-- Begin Material provided --
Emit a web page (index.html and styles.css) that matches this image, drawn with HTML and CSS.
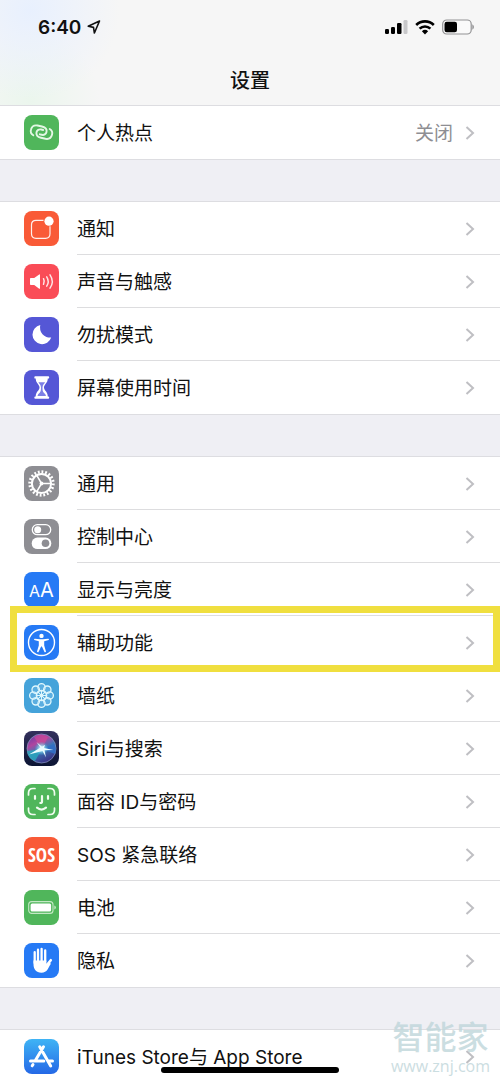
FILE: index.html
```
<!DOCTYPE html>
<html lang="zh-CN">
<head>
<meta charset="utf-8">
<meta name="viewport" content="width=device-width, initial-scale=1">
<title>设置</title>
<link rel="stylesheet" href="styles.css">
</head>
<body>
<svg class="defs" aria-hidden="true">
  <defs>
    <symbol id="chevron" viewBox="0 0 10 16"><path d="M1.500 1 8 7l-6.500 6" fill="none" stroke="#bfbfc3" stroke-width="2"/></symbol>
    <linearGradient id="store" x1="0" y1="0" x2="0" y2="1"><stop offset="0" stop-color="#3fb4f5"/><stop offset="1" stop-color="#2468e6"/></linearGradient>
    <linearGradient id="siri-bg" x1="0" y1="0" x2="0" y2="1"><stop offset="0" stop-color="#33305c"/><stop offset="1" stop-color="#0b1433"/></linearGradient>
    <linearGradient id="siri-orb" x1="0.200" y1="0" x2="0.700" y2="1"><stop offset="0" stop-color="#6a3aa8"/><stop offset="0.300" stop-color="#b0459f"/><stop offset="0.550" stop-color="#3b78b8"/><stop offset="1" stop-color="#3a2a80"/></linearGradient>
    <radialGradient id="siri-glow"><stop offset="0" stop-color="#fff"/><stop offset="0.350" stop-color="#a9ecf7" stop-opacity="0.800"/><stop offset="1" stop-color="#3ec3e0" stop-opacity="0"/></radialGradient>
  </defs>
</svg>
<div class="phone">
  <header class="header">
    <div class="status">
      <div class="status-left">
        <span class="clock">6:40</span>
        <svg width="14" height="14" viewBox="0 0 14 14"><path d="M12.500 1 1.200 6.200l5.300 1.200.900 5.600z" fill="none" stroke="#111" stroke-width="1.600" stroke-linejoin="round"/></svg>
      </div>
      <div class="status-right">
        <svg width="23" height="16" viewBox="0 0 23 16"><rect x="0" y="10" width="4" height="5" rx="1.200"/><rect x="6" y="8" width="4" height="7" rx="1.200"/><rect x="12" y="4" width="4.500" height="11" rx="1.200"/><rect x="18.500" y="1" width="4" height="14" rx="1.200" fill="#c8c8ca"/></svg>
        <svg width="20" height="16" viewBox="0 0 20 16"><g fill="none" stroke="#000" stroke-width="2.600"><path d="M1.200 6a12.600 12.600 0 0 1 17.600 0"/><path d="M4.600 9.600a7.800 7.800 0 0 1 10.800 0"/></g><path d="M10 15.500 6.900 12.300a4.500 4.500 0 0 1 6.200 0z"/></svg>
        <svg width="32" height="16" viewBox="0 0 32 16"><rect x="0.700" y="1" width="28.500" height="14" rx="4" fill="#fafafa" stroke="#929294" stroke-width="1.200"/><rect x="2.500" y="2.800" width="12.500" height="10.400" rx="2.200"/><path d="M30.300 5.300q1.700.900 1.700 2.700t-1.700 2.700z" fill="#929294"/></svg>
      </div>
    </div>
    <h1 class="title">设置</h1>
  </header>

  <main class="groups">
    <nav class="group" aria-label="网络">
      <a class="row" href="#hotspot">
        <svg class="icon green" viewBox="0 0 35 35"><g fill="none" stroke="#e4f7e5" stroke-width="1.900" stroke-linecap="round"><path d="M9.300 20.300A5 5 0 0 1 7 14.500C7.800 11.500 10.500 10 13.500 10.500l4.500 1C21.500 12.300 23 14.600 22.500 17c-.500 2.300-2.500 3.300-4.700 2.800l-2-.5"/><path d="M25.700 14A5 5 0 0 1 28 19.800C27.200 22.800 24.500 24.300 21.500 23.800l-4.500-1C13.500 22 12 19.700 12.500 17.300c.5-2.300 2.500-3.300 4.700-2.800l2 .5"/></g></svg>
        <span class="cell"><span class="label">个人热点</span><span class="value">关闭</span><svg class="chevron"><use href="#chevron"/></svg></span>
      </a>
    </nav>

    <nav class="group" aria-label="提醒">
      <a class="row" href="#notifications">
        <svg class="icon orange" viewBox="0 0 35 35"><path d="M19.500 9.300H12q-4.500 0-4.500 4.500v9q0 4.500 4.500 4.500h9.500q4.500 0 4.500-4.500v-7.500" fill="none" stroke="#fff0ec" stroke-width="1.200"/><circle cx="25" cy="10.200" r="4.600" fill="#fff"/></svg>
        <span class="cell"><span class="label">通知</span><svg class="chevron"><use href="#chevron"/></svg></span>
      </a>
      <a class="row" href="#sounds">
        <svg class="icon red" viewBox="0 0 35 35"><path d="M6.800 14h3.400l5-3.600q.800-.400.800.500v13.300q0 .900-.800.500l-5-3.700H6.800q-.800 0-.800-.800v-5.400q0-.800.800-.800z" fill="#fff"/><g fill="none" stroke="#ffe3e4" stroke-width="1.500" stroke-linecap="round"><path d="M19.500 14.700q1.600 2.800 0 5.600"/><path d="M22.700 12.800q3 4.700 0 9.400"/><path d="M26 10.800q4.600 6.700 0 13.400"/></g></svg>
        <span class="cell"><span class="label">声音与触感</span><svg class="chevron"><use href="#chevron"/></svg></span>
      </a>
      <a class="row" href="#dnd">
        <svg class="icon indigo" viewBox="0 0 35 35"><path d="M16.300 8.100A9.600 9.600 0 1 0 27.200 20.500 10 10 0 0 1 16.300 8.100z" fill="#fff"/></svg>
        <span class="cell"><span class="label">勿扰模式</span><svg class="chevron"><use href="#chevron"/></svg></span>
      </a>
      <a class="row" href="#screen-time">
        <svg class="icon indigo" viewBox="0 0 35 35"><path d="M11.300 6.200h12.900q1 0 1 1.200t-1 1.200h-.400c0 4.500-3.800 6-3.800 8.900s3.800 4.400 3.800 8.900h.400q1 0 1 1.200t-1 1.200H11.300q-1 0-1-1.200t1-1.200h.400c0-4.500 3.800-6 3.800-8.900s-3.800-4.400-3.800-8.900h-.400q-1 0-1-1.200t1-1.200z" fill="#fff"/><path d="M14.400 12.200h6.700c-1 1.900-2.500 2.500-2.600 5.300 0 2.500.200 4.300 1.300 5.200q2 1.300 2.200 3.200h-8.500q.200-1.900 2.200-3.200c1.100-.9 1.300-2.700 1.300-5.200-.1-2.800-1.600-3.400-2.600-5.300z" fill="#7d80e6"/></svg>
        <span class="cell"><span class="label">屏幕使用时间</span><svg class="chevron"><use href="#chevron"/></svg></span>
      </a>
    </nav>

    <nav class="group" aria-label="系统">
      <a class="row" href="#general">
        <svg class="icon gray" viewBox="0 0 35 35"><g fill="none" stroke="#fff"><circle cx="17.500" cy="17.500" r="11.700" stroke-width="3" pathLength="40" stroke-dasharray="1 1"/><circle cx="17.500" cy="17.500" r="9.600" stroke-width="2"/><path d="M17.500 17.500h9.200M17.500 17.500l-4.700-8.100M17.500 17.500l-4.700 8.100" stroke-width="1.500"/></g><circle cx="17.500" cy="17.500" r="1.900" fill="#fff"/></svg>
        <span class="cell"><span class="label">通用</span><svg class="chevron"><use href="#chevron"/></svg></span>
      </a>
      <a class="row" href="#control">
        <svg class="icon gray" viewBox="0 0 35 35"><rect x="8.300" y="5.700" width="18.400" height="10" rx="5" fill="none" stroke="#fff" stroke-width="1.300"/><circle cx="13.700" cy="10.700" r="3.500" fill="#fff"/><rect x="7.700" y="18.600" width="19.600" height="11.500" rx="5.700" fill="#fff"/><circle cx="21.500" cy="24.300" r="3.800" fill="#8e8e93"/></svg>
        <span class="cell"><span class="label">控制中心</span><svg class="chevron"><use href="#chevron"/></svg></span>
      </a>
      <a class="row" href="#display">
        <svg class="icon blue" viewBox="0 0 35 35"><g fill="#fff" font-family="Inter, sans-serif"><text x="5" y="25" font-size="16">A</text><text x="16" y="25" font-size="20">A</text></g></svg>
        <span class="cell"><span class="label">显示与亮度</span><svg class="chevron"><use href="#chevron"/></svg></span>
      </a>
      <a class="row marked" href="#accessibility">
        <svg class="icon blue" viewBox="0 0 35 35"><circle cx="17.500" cy="17.500" r="13" fill="none" stroke="#fff" stroke-width="1.400"/><circle cx="17.500" cy="10.900" r="2.200" fill="#fff"/><path d="M10.800 13.700 16 14.300h3l5.200-.6q1.100.100.600 1.300l-4.600 1.300v4.200l1.800 6q0 1-1.400.700L17.900 21.500h-.8l-2.700 5.700q-1.400.3-1.400-.7l1.800-6v-4.200L10.200 15q-.500-1.200.600-1.300z" fill="#fff"/></svg>
        <span class="cell"><span class="label">辅助功能</span><svg class="chevron"><use href="#chevron"/></svg></span>
      </a>
      <a class="row" href="#wallpaper">
        <svg class="icon sky" viewBox="0 0 35 35"><g fill="#8ecbed" fill-opacity="0.300" stroke="#dff7fd" stroke-width="1.300"><circle cx="17.500" cy="9.300" r="3.700"/><circle cx="23.300" cy="11.700" r="3.700"/><circle cx="25.700" cy="17.500" r="3.700"/><circle cx="23.300" cy="23.300" r="3.700"/><circle cx="17.500" cy="25.700" r="3.700"/><circle cx="11.700" cy="23.300" r="3.700"/><circle cx="9.300" cy="17.500" r="3.700"/><circle cx="11.700" cy="11.700" r="3.700"/></g><g fill="none" stroke="#dff7fd" stroke-width="1.100"><circle cx="17.500" cy="17.500" r="5.300"/><path d="M17.500 12.200v10.600M12.200 17.500h10.600M13.800 13.800l7.400 7.400M21.200 13.800l-7.400 7.400"/></g><circle cx="17.500" cy="17.500" r="1.700" fill="#dff7fd"/></svg>
        <span class="cell"><span class="label">墙纸</span><svg class="chevron"><use href="#chevron"/></svg></span>
      </a>
      <a class="row" href="#siri">
        <svg class="icon" viewBox="0 0 35 35"><rect width="35" height="35" fill="url(#siri-bg)"/><circle cx="17.500" cy="17.500" r="14.500" fill="url(#siri-orb)" stroke="#8a9cc4" stroke-width="0.700"/><path d="M18 18 10 6Q17 1 24 6z" fill="#ce4896" opacity="0.700"/><path d="m18 18 12-5q3 5 1 10z" fill="#3270c4" opacity="0.900"/><path d="M18 18 3 20q1 8 8 10z" fill="#29a9bd" opacity="0.800"/><circle cx="17.500" cy="17.500" r="7" fill="url(#siri-glow)"/><path d="M16.500 16.500 12.500 11l5.500 4.800 3-2-1 3.200 9.500 2-9 .3 1.500 7.200-3.500-6.500L5 23.500z" fill="#e9fbff"/></svg>
        <span class="cell"><span class="label">Siri与搜索</span><svg class="chevron"><use href="#chevron"/></svg></span>
      </a>
      <a class="row" href="#face-id">
        <svg class="icon green" viewBox="0 0 35 35"><g fill="none" stroke="#effcef" stroke-width="1.700" stroke-linecap="round"><path d="M4.500 11V9q0-4.500 4.500-4.500h2M24 4.500h2q4.500 0 4.500 4.500v2M30.500 24v2q0 4.500-4.500 4.500h-2M11 30.500H9q-4.500 0-4.500-4.500v-2"/><path d="M11 12.200v2.600M24 12.200v2.600M18 12.200v5.600q0 1.200-1.700 1.200M13 23.700q4.500 3.700 9 0" stroke-width="2.200"/></g></svg>
        <span class="cell"><span class="label">面容 ID与密码</span><svg class="chevron"><use href="#chevron"/></svg></span>
      </a>
      <a class="row" href="#sos">
        <svg class="icon orange" viewBox="0 0 35 35"><text class="sos" x="17.500" y="24.500" text-anchor="middle">SOS</text></svg>
        <span class="cell"><span class="label">SOS 紧急联络</span><svg class="chevron"><use href="#chevron"/></svg></span>
      </a>
      <a class="row" href="#battery">
        <svg class="icon green" viewBox="0 0 35 35"><rect x="4.700" y="11.600" width="24.300" height="11.800" rx="3" fill="none" stroke="#c4e8c5" stroke-width="1.100"/><rect x="6.600" y="13.500" width="20.500" height="8" rx="1.500" fill="#fff"/><path d="M30.300 15.400q1.600.600 1.600 2.100t-1.600 2.100z" fill="#c4e8c5"/></svg>
        <span class="cell"><span class="label">电池</span><svg class="chevron"><use href="#chevron"/></svg></span>
      </a>
      <a class="row" href="#privacy">
        <svg class="icon blue" viewBox="0 0 35 35"><g stroke="#fff" stroke-linecap="round" fill="none"><path d="M10.700 9.200V20M14 6.700V19M17.600 5.800V19M21.200 7.400V19" stroke-width="2.300"/><path d="m22.500 22.500 4.300-5.300" stroke-width="2.600"/></g><path d="M9.500 17.500h12.800v3.300l3-1.600 1.600 1.600c-2.800 4-3.300 8.900-9.500 8.900-5.400 0-7.900-3.400-7.900-8.700z" fill="#fff"/></svg>
        <span class="cell"><span class="label">隐私</span><svg class="chevron"><use href="#chevron"/></svg></span>
      </a>
    </nav>

    <nav class="group" aria-label="商店">
      <a class="row" href="#store">
        <svg class="icon" viewBox="0 0 35 35"><rect width="35" height="35" fill="url(#store)"/><g stroke="#fff" stroke-width="3" stroke-linecap="round" fill="none"><path d="m19.500 7.800-8.300 14M15.700 7.800 26.700 27M6.500 22h13.300M25 22h3.500M9 25.500l-.800 1.300"/></g></svg>
        <span class="cell"><span class="label">iTunes Store与 App Store</span><svg class="chevron"><use href="#chevron"/></svg></span>
      </a>
    </nav>
  </main>

  <div class="watermark"><span class="brand">智能家</span><span class="site">www.znj.com</span></div>
  <div class="home-bar"></div>
</div>
</body>
</html>
```
FILE: styles.css
```
* {
  box-sizing: border-box;
}

body {
  margin: 0;
  background: #efeff4;
  color: #111;
  font-family: Inter, "Noto Sans CJK SC", sans-serif;
}

.defs {
  position: absolute;
  width: 0;
  height: 0;
}

.phone {
  position: relative;
}

.header {
  padding: 15px 26px 10px 38px;
  background:
    radial-gradient(circle at 30px 10px, #e8f0fe, transparent 90px),
    radial-gradient(circle at 30px 100px, #ebf6ed, transparent 70px),
    #f6f6f6;
}

.status {
  display: flex;
  justify-content: space-between;
  align-items: center;
  height: 24px;
}

.status-left,
.status-right {
  display: flex;
  align-items: center;
  gap: 6px;
}

.status-right {
  gap: 7px;
}

.clock {
  font-size: 19px;
  font-weight: 600;
}

.title {
  margin: 27px 0 0;
  padding-right: 12px;
  font-size: 20px;
  line-height: 30px;
  font-weight: 500;
  text-align: center;
}

.groups {
  display: flex;
  flex-direction: column;
  gap: 43px;
}

.group {
  background: #fff;
  box-shadow: 0 0 0 1px #dddde1;
}

.row {
  position: relative;
  display: flex;
  align-items: center;
  gap: 18px;
  height: 53px;
  padding-left: 24px;
  color: inherit;
  text-decoration: none;
}

.icon {
  flex: none;
  width: 35px;
  height: 35px;
  border-radius: 8px;
}

.green { background: #50b65b; }
.orange { background: #f95a37; }
.red { background: #fa4c57; }
.indigo { background: #5557d6; }
.gray { background: #8e8e93; }
.blue { background: #267af5; }
.sky { background: #45a3da; }

.sos {
  fill: #fff;
  font-family: "Open Sans Condensed", Roboto, sans-serif;
  font-size: 19px;
  font-weight: 700;
}

.cell {
  flex: 1;
  display: flex;
  align-items: center;
  gap: 12px;
  height: 100%;
  padding: 3px 25px 0 0;
  border-bottom: 1px solid #dddddf;
}

.row:last-child .cell {
  border-bottom-color: transparent;
}

.label {
  margin-right: auto;
  font-size: 19px;
  line-height: 28px;
}

.value {
  color: #8e8e93;
  font-size: 19px;
  line-height: 28px;
}

.chevron {
  width: 10px;
  height: 16px;
}

.marked::after {
  content: "";
  position: absolute;
  z-index: 1;
  top: -10px;
  right: 0;
  bottom: -3px;
  left: 10px;
  border: 7px solid #f0df3f;
}

.home-bar {
  position: absolute;
  bottom: 10px;
  left: 50%;
  width: 178px;
  height: 6px;
  margin-left: -89px;
  border-radius: 3px;
  background: #000;
}

.watermark {
  position: absolute;
  right: 10px;
  bottom: 7px;
  display: flex;
  flex-direction: column;
  align-items: center;
  color: #bfd6da;
  opacity: 0.8;
}

.brand {
  font-size: 32px;
  line-height: 36px;
  font-weight: 500;
}

.site {
  font-family: "Open Sans", sans-serif;
  font-size: 16px;
  line-height: 20px;
}
```
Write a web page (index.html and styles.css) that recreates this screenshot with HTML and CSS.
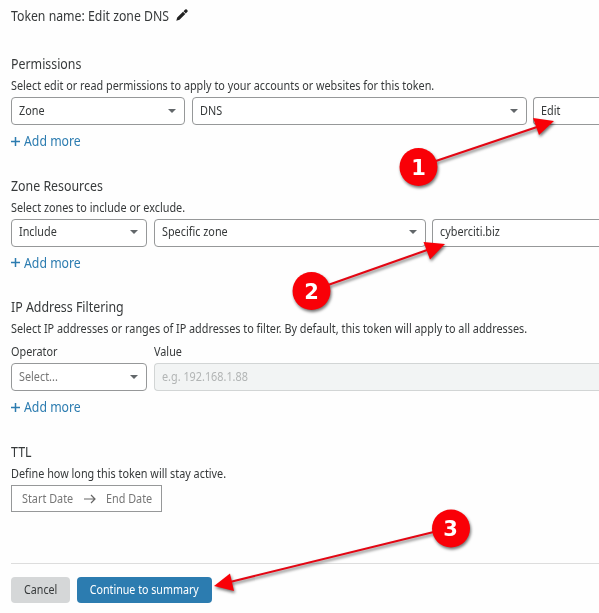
FILE: index.html
```html
<!DOCTYPE html>
<html lang="en">
<head>
<meta charset="utf-8">
<title>Create token</title>
<link rel="stylesheet" href="styles.css">
</head>
<body>
<main class="page">
  <div class="title"><span>Token name: Edit zone DNS</span>
    <svg class="pencil" width="12" height="12" viewBox="0 0 12 12"><path d="M0.3 11.7 1.2 8.5 7 2.7 9.3 5 3.5 10.8ZM7.500 2.200 9.2.6Q10-.1 10.8.6L11.4 1.2Q12.100 2 11.400 2.800L9.800 4.500Z" fill="#222"/></svg>
  </div>

  <section class="section permissions">
    <h2>Permissions</h2>
    <p class="desc">Select edit or read permissions to apply to your accounts or websites for this token.</p>
    <div class="row">
      <div class="select w-zone"><span>Zone</span><i class="caret"></i></div>
      <div class="select w-dns"><span>DNS</span><i class="caret"></i></div>
      <div class="select w-rest"><span>Edit</span></div>
    </div>
    <a class="add"><svg width="9" height="9" viewBox="0 0 9 9"><path d="M4.500 0V9M0 4.500H9"/></svg><span>Add more</span></a>
  </section>

  <section class="section resources">
    <h2>Zone Resources</h2>
    <p class="desc">Select zones to include or exclude.</p>
    <div class="row">
      <div class="select w-op"><span>Include</span><i class="caret"></i></div>
      <div class="select w-specific"><span>Specific zone</span><i class="caret"></i></div>
      <div class="select w-rest"><span>cyberciti.biz</span></div>
    </div>
    <a class="add"><svg width="9" height="9" viewBox="0 0 9 9"><path d="M4.500 0V9M0 4.500H9"/></svg><span>Add more</span></a>
  </section>

  <section class="section filtering">
    <h2>IP Address Filtering</h2>
    <p class="desc">Select IP addresses or ranges of IP addresses to filter. By default, this token will apply to all addresses.</p>
    <div class="row labels"><div class="w-op"><span>Operator</span></div><div><span>Value</span></div></div>
    <div class="row">
      <div class="select w-op muted"><span>Select...</span><i class="caret"></i></div>
      <div class="select w-rest disabled"><span>e.g. 192.168.1.88</span></div>
    </div>
    <a class="add"><svg width="9" height="9" viewBox="0 0 9 9"><path d="M4.500 0V9M0 4.500H9"/></svg><span>Add more</span></a>
  </section>

  <section class="section ttl">
    <h2>TTL</h2>
    <p class="desc">Define how long this token will stay active.</p>
    <div class="dates"><span class="start">Start Date</span>
      <svg width="12" height="10" viewBox="0 0 12 10"><path d="M0 5H11M7 1 11 5 7 9"/></svg>
      <span class="end">End Date</span></div>
  </section>

  <footer class="actions">
    <button class="btn cancel"><span>Cancel</span></button>
    <button class="btn primary"><span>Continue to summary</span></button>
  </footer>

  <svg class="notes" width="599" height="613" viewBox="0 0 599 613">
    <g class="note"><path class="line" d="M418 167 540 126"/><path d="M554 121 533 118 539 135Z"/><circle cx="418.500" cy="167" r="19"/><text x="418.500" y="174.500">1</text></g>
    <g class="note"><path class="line" d="M311 291 430 249"/><path d="M445 244 423.500 242 430 259.500Z"/><circle cx="311.500" cy="291" r="19"/><text x="311.500" y="298.500">2</text></g>
    <g class="note"><path class="line" d="M450 528 230 582"/><path d="M214 586 230 573.500 234 591Z"/><circle cx="451" cy="528.500" r="19"/><text x="450.500" y="536">3</text></g>
  </svg>
</main>
</body>
</html>
```
FILE: styles.css
```css
* { box-sizing: border-box; }
body { margin: 0; background: #fefefe; color: #36393a; font: 12px/20px "Noto Sans", sans-serif; overflow: hidden; }
.page { position: relative; width: 599px; height: 613px; padding: 6px 0 0 11px; overflow: hidden; white-space: nowrap; }
/* Slightly condensed text throughout */
span, h2, .desc { display: inline-block; transform: scaleX(.903); transform-origin: left center; }
.title { display: flex; align-items: center; gap: 6px; height: 20px; font-size: 13.600px; }
.title span { width: 159px; }
.pencil { margin-top: -2px; }
.section { display: flex; flex-direction: column; align-items: flex-start; }
.permissions { margin-top: 28px; }
.resources { margin-top: 18.500px; }
.filtering { margin-top: 18.500px; }
.ttl { margin-top: 19px; }
h2 { margin: 0; height: 22px; font-size: 13.600px; font-weight: 400; line-height: 20px; transform: scaleX(.91); }
.desc { margin: 0; height: 21px; font-size: 12px; line-height: 20px; }
.row { display: flex; gap: 6.500px; width: 588px; }
.labels { height: 23px; line-height: 24px; }
.select { display: flex; flex: none; align-items: center; justify-content: space-between; height: 28px; padding: 0 8px 1px 7px; border: 1px solid #969899; border-radius: 4px; background: #fff; }
.w-zone { width: 174px; }
.w-dns { width: 335px; }
.w-op { flex: none; width: 136px; }
.w-specific { width: 272px; }
.w-rest { flex: 1; border-right: 0; border-radius: 4px 0 0 4px; }
.caret { border: 4px solid transparent; border-top-color: #62676a; border-bottom: 0; }
.muted { color: #777; }
.disabled { color: #b2b5b5; background: #f2f4f4; border-color: #d2d5d5; }
.add { display: flex; align-items: center; gap: 4px; height: 32px; color: #2c7cb0; font-size: 13.600px; }
.add svg { fill: none; stroke: currentColor; stroke-width: 1.500; }
.dates { display: flex; align-items: center; gap: 10px; width: 151px; height: 27px; padding: 0 0 0 9.500px; border: 1px solid #969899; color: #777; background: #fff; }
.start { width: 52px; }
.end { width: 46px; }
.dates svg { fill: none; stroke: #666; stroke-width: 1.200; }
.actions { display: flex; gap: 7px; margin-top: 51px; padding-top: 13px; border-top: 1px solid #ddd; }
.btn { height: 26px; padding: 0; border: 0; border-radius: 4px; font: 12px/26px "Noto Sans", sans-serif; }
.btn span { transform: scaleX(.89); transform-origin: center; }
.cancel { width: 59px; color: #36393a; background: #d5d7d8; }
.primary { width: 135px; color: #fff; background: #2c7cb0; }
.notes { position: absolute; left: 0; top: 0; }
.note { fill: #f90007; filter: drop-shadow(1px 2px 1.500px rgba(0,0,0,.55)); }
.line { stroke: #e30613; stroke-width: 2; }
.note text { fill: #fff; font: bold 21px "DejaVu Sans", sans-serif; text-anchor: middle; }
```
-- End Material provided --
## Written problem
Look through the entries above and list every line containing "that".

## Final result
Emit a web page (index.html and styles.css) that matches this image, drawn with HTML and CSS.
Write a web page (index.html and styles.css) that recreates this screenshot with HTML and CSS.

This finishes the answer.